#### [Information supplied]
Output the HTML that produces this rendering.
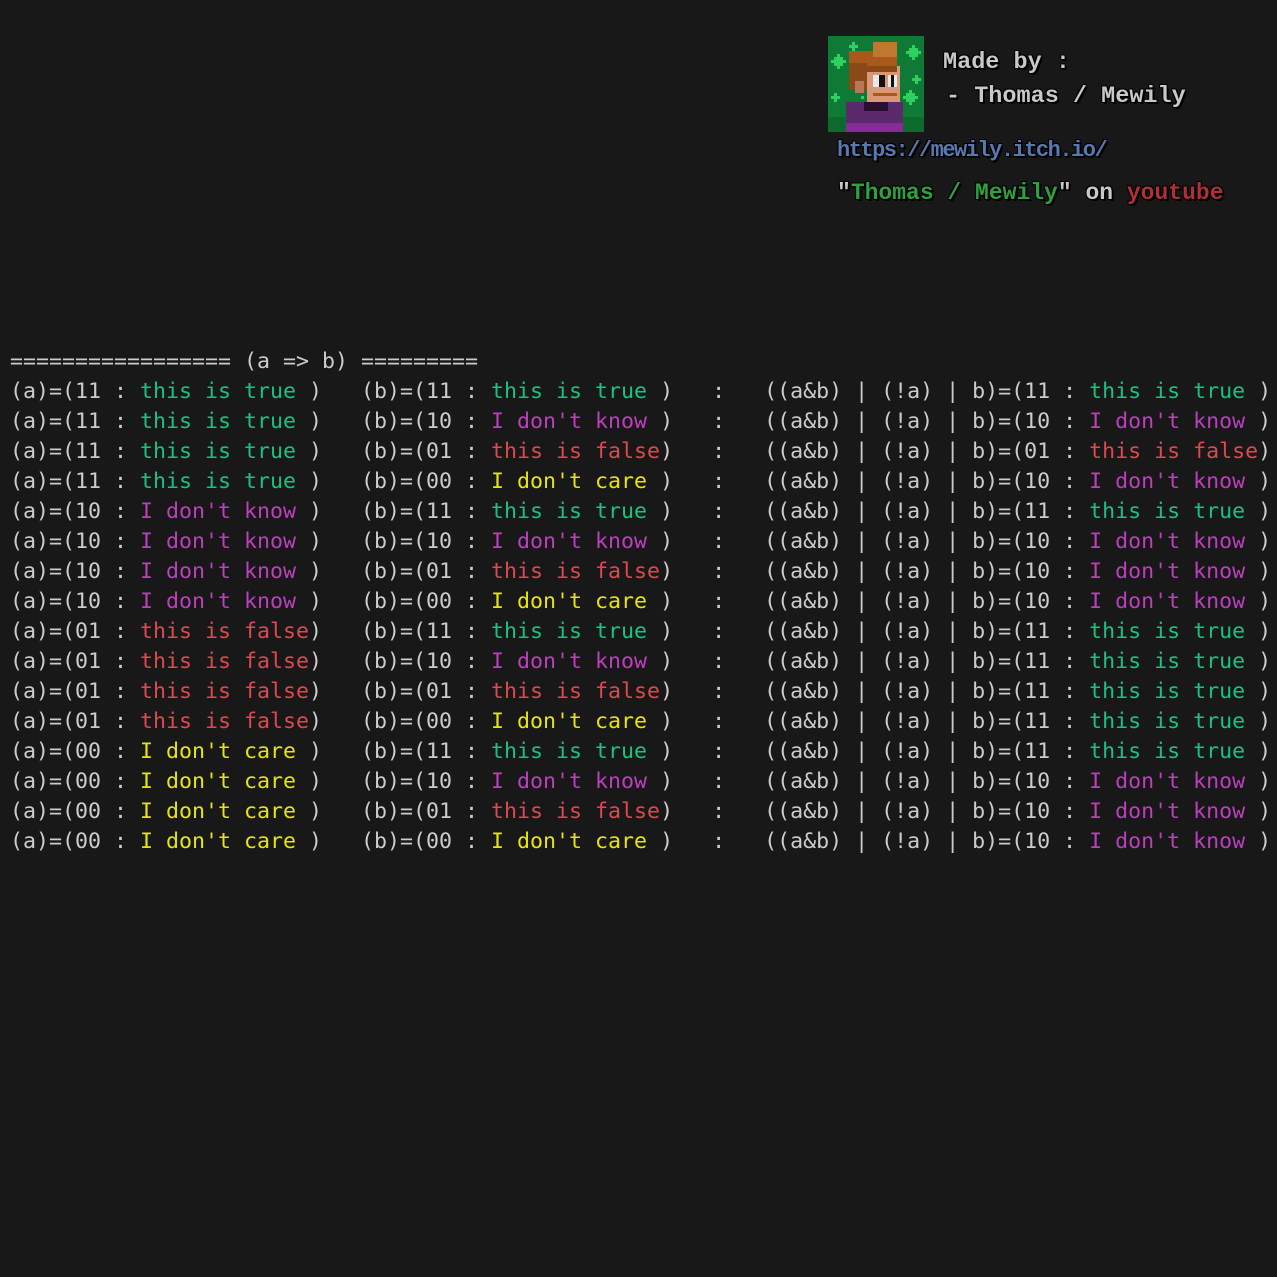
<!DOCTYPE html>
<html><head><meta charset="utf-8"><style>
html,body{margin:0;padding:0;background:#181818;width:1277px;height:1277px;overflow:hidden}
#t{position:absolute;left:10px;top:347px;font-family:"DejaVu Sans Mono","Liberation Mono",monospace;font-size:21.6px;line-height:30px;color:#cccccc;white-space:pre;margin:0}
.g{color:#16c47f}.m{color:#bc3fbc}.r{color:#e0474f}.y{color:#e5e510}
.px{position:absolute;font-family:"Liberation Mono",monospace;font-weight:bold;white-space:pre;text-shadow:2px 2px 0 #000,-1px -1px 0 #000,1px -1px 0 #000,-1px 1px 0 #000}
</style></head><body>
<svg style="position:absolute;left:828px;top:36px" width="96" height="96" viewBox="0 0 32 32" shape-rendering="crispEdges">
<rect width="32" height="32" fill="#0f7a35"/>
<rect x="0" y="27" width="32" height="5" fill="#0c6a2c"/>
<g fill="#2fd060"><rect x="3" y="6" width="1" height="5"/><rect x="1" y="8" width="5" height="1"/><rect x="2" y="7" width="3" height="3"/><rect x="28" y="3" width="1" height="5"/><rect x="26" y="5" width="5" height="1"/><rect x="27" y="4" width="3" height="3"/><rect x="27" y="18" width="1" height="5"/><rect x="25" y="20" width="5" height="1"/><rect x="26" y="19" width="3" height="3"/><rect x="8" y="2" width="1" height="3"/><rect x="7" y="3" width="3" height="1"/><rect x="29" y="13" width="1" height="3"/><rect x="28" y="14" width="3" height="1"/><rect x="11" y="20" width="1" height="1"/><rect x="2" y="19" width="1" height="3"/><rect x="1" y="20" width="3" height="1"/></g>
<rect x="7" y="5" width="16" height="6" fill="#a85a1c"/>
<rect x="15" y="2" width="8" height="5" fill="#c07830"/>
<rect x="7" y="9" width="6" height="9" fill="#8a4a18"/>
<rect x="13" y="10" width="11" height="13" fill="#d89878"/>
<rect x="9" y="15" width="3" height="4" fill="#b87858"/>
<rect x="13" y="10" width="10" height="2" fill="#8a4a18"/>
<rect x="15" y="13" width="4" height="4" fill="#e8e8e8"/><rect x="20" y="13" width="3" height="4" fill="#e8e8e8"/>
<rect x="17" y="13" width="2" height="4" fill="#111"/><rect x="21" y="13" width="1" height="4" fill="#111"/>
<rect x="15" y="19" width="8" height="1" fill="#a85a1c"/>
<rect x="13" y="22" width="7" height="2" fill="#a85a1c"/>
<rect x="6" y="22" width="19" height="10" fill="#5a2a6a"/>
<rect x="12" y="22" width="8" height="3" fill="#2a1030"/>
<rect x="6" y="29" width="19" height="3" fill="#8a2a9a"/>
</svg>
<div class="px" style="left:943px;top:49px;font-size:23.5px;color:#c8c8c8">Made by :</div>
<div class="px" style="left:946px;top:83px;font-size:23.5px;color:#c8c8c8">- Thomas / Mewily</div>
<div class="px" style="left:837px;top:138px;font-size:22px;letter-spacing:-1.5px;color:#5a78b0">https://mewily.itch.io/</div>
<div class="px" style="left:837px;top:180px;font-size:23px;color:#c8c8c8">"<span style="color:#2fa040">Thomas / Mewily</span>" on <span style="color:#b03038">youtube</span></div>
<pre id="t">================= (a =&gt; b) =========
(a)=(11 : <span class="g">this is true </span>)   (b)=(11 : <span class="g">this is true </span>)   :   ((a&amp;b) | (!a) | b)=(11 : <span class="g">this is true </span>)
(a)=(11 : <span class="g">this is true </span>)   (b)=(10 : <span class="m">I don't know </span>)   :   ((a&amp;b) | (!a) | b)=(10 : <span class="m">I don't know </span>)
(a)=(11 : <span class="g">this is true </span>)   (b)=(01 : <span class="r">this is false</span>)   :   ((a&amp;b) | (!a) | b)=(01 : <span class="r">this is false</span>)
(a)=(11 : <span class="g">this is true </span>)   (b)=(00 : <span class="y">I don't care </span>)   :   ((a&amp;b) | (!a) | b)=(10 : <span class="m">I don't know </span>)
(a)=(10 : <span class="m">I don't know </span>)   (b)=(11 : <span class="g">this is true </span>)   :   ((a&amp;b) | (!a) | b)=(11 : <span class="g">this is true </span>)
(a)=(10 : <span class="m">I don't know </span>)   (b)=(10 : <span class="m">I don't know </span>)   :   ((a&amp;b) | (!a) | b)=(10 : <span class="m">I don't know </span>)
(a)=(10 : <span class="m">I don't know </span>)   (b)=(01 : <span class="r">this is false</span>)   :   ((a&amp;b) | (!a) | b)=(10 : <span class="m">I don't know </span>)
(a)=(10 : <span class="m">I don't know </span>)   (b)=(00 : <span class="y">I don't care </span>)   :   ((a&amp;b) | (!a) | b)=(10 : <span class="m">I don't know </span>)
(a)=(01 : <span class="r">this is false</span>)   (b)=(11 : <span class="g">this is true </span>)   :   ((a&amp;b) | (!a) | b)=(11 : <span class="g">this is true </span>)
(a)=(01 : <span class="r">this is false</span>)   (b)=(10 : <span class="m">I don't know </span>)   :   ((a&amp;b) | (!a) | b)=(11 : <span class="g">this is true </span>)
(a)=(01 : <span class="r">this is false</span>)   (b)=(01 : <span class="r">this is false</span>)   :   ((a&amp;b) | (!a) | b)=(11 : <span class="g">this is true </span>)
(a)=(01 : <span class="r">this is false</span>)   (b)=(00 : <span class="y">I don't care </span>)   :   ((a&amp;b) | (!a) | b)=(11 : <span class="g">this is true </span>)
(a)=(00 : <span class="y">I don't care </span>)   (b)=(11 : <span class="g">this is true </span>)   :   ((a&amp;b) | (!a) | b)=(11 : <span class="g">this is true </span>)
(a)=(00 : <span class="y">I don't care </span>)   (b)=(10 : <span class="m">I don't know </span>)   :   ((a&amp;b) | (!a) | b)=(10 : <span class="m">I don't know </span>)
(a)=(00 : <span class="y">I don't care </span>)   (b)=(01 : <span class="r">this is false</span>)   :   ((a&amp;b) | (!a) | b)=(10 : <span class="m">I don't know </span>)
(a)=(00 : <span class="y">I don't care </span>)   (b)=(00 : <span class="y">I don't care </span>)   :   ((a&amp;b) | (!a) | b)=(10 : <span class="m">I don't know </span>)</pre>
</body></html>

#### [Task to complete]
Transcribe the preceding listing in its entirety and with exact wording, leaving out pictures.

#### [Solution to this exercise]
Output the HTML that produces this rendering.
<!DOCTYPE html>
<html><head><meta charset="utf-8"><style>
html,body{margin:0;padding:0;background:#181818;width:1277px;height:1277px;overflow:hidden}
#t{position:absolute;left:10px;top:347px;font-family:"DejaVu Sans Mono","Liberation Mono",monospace;font-size:21.6px;line-height:30px;color:#cccccc;white-space:pre;margin:0}
.g{color:#16c47f}.m{color:#bc3fbc}.r{color:#e0474f}.y{color:#e5e510}
.px{position:absolute;font-family:"Liberation Mono",monospace;font-weight:bold;white-space:pre;text-shadow:2px 2px 0 #000,-1px -1px 0 #000,1px -1px 0 #000,-1px 1px 0 #000}
</style></head><body>
<svg style="position:absolute;left:828px;top:36px" width="96" height="96" viewBox="0 0 32 32" shape-rendering="crispEdges">
<rect width="32" height="32" fill="#0f7a35"/>
<rect x="0" y="27" width="32" height="5" fill="#0c6a2c"/>
<g fill="#2fd060"><rect x="3" y="6" width="1" height="5"/><rect x="1" y="8" width="5" height="1"/><rect x="2" y="7" width="3" height="3"/><rect x="28" y="3" width="1" height="5"/><rect x="26" y="5" width="5" height="1"/><rect x="27" y="4" width="3" height="3"/><rect x="27" y="18" width="1" height="5"/><rect x="25" y="20" width="5" height="1"/><rect x="26" y="19" width="3" height="3"/><rect x="8" y="2" width="1" height="3"/><rect x="7" y="3" width="3" height="1"/><rect x="29" y="13" width="1" height="3"/><rect x="28" y="14" width="3" height="1"/><rect x="11" y="20" width="1" height="1"/><rect x="2" y="19" width="1" height="3"/><rect x="1" y="20" width="3" height="1"/></g>
<rect x="7" y="5" width="16" height="6" fill="#a85a1c"/>
<rect x="15" y="2" width="8" height="5" fill="#c07830"/>
<rect x="7" y="9" width="6" height="9" fill="#8a4a18"/>
<rect x="13" y="10" width="11" height="13" fill="#d89878"/>
<rect x="9" y="15" width="3" height="4" fill="#b87858"/>
<rect x="13" y="10" width="10" height="2" fill="#8a4a18"/>
<rect x="15" y="13" width="4" height="4" fill="#e8e8e8"/><rect x="20" y="13" width="3" height="4" fill="#e8e8e8"/>
<rect x="17" y="13" width="2" height="4" fill="#111"/><rect x="21" y="13" width="1" height="4" fill="#111"/>
<rect x="15" y="19" width="8" height="1" fill="#a85a1c"/>
<rect x="13" y="22" width="7" height="2" fill="#a85a1c"/>
<rect x="6" y="22" width="19" height="10" fill="#5a2a6a"/>
<rect x="12" y="22" width="8" height="3" fill="#2a1030"/>
<rect x="6" y="29" width="19" height="3" fill="#8a2a9a"/>
</svg>
<div class="px" style="left:943px;top:49px;font-size:23.5px;color:#c8c8c8">Made by :</div>
<div class="px" style="left:946px;top:83px;font-size:23.5px;color:#c8c8c8">- Thomas / Mewily</div>
<div class="px" style="left:837px;top:138px;font-size:22px;letter-spacing:-1.5px;color:#5a78b0">https://mewily.itch.io/</div>
<div class="px" style="left:837px;top:180px;font-size:23px;color:#c8c8c8">"<span style="color:#2fa040">Thomas / Mewily</span>" on <span style="color:#b03038">youtube</span></div>
<pre id="t">================= (a =&gt; b) =========
(a)=(11 : <span class="g">this is true </span>)   (b)=(11 : <span class="g">this is true </span>)   :   ((a&amp;b) | (!a) | b)=(11 : <span class="g">this is true </span>)
(a)=(11 : <span class="g">this is true </span>)   (b)=(10 : <span class="m">I don't know </span>)   :   ((a&amp;b) | (!a) | b)=(10 : <span class="m">I don't know </span>)
(a)=(11 : <span class="g">this is true </span>)   (b)=(01 : <span class="r">this is false</span>)   :   ((a&amp;b) | (!a) | b)=(01 : <span class="r">this is false</span>)
(a)=(11 : <span class="g">this is true </span>)   (b)=(00 : <span class="y">I don't care </span>)   :   ((a&amp;b) | (!a) | b)=(10 : <span class="m">I don't know </span>)
(a)=(10 : <span class="m">I don't know </span>)   (b)=(11 : <span class="g">this is true </span>)   :   ((a&amp;b) | (!a) | b)=(11 : <span class="g">this is true </span>)
(a)=(10 : <span class="m">I don't know </span>)   (b)=(10 : <span class="m">I don't know </span>)   :   ((a&amp;b) | (!a) | b)=(10 : <span class="m">I don't know </span>)
(a)=(10 : <span class="m">I don't know </span>)   (b)=(01 : <span class="r">this is false</span>)   :   ((a&amp;b) | (!a) | b)=(10 : <span class="m">I don't know </span>)
(a)=(10 : <span class="m">I don't know </span>)   (b)=(00 : <span class="y">I don't care </span>)   :   ((a&amp;b) | (!a) | b)=(10 : <span class="m">I don't know </span>)
(a)=(01 : <span class="r">this is false</span>)   (b)=(11 : <span class="g">this is true </span>)   :   ((a&amp;b) | (!a) | b)=(11 : <span class="g">this is true </span>)
(a)=(01 : <span class="r">this is false</span>)   (b)=(10 : <span class="m">I don't know </span>)   :   ((a&amp;b) | (!a) | b)=(11 : <span class="g">this is true </span>)
(a)=(01 : <span class="r">this is false</span>)   (b)=(01 : <span class="r">this is false</span>)   :   ((a&amp;b) | (!a) | b)=(11 : <span class="g">this is true </span>)
(a)=(01 : <span class="r">this is false</span>)   (b)=(00 : <span class="y">I don't care </span>)   :   ((a&amp;b) | (!a) | b)=(11 : <span class="g">this is true </span>)
(a)=(00 : <span class="y">I don't care </span>)   (b)=(11 : <span class="g">this is true </span>)   :   ((a&amp;b) | (!a) | b)=(11 : <span class="g">this is true </span>)
(a)=(00 : <span class="y">I don't care </span>)   (b)=(10 : <span class="m">I don't know </span>)   :   ((a&amp;b) | (!a) | b)=(10 : <span class="m">I don't know </span>)
(a)=(00 : <span class="y">I don't care </span>)   (b)=(01 : <span class="r">this is false</span>)   :   ((a&amp;b) | (!a) | b)=(10 : <span class="m">I don't know </span>)
(a)=(00 : <span class="y">I don't care </span>)   (b)=(00 : <span class="y">I don't care </span>)   :   ((a&amp;b) | (!a) | b)=(10 : <span class="m">I don't know </span>)</pre>
</body></html>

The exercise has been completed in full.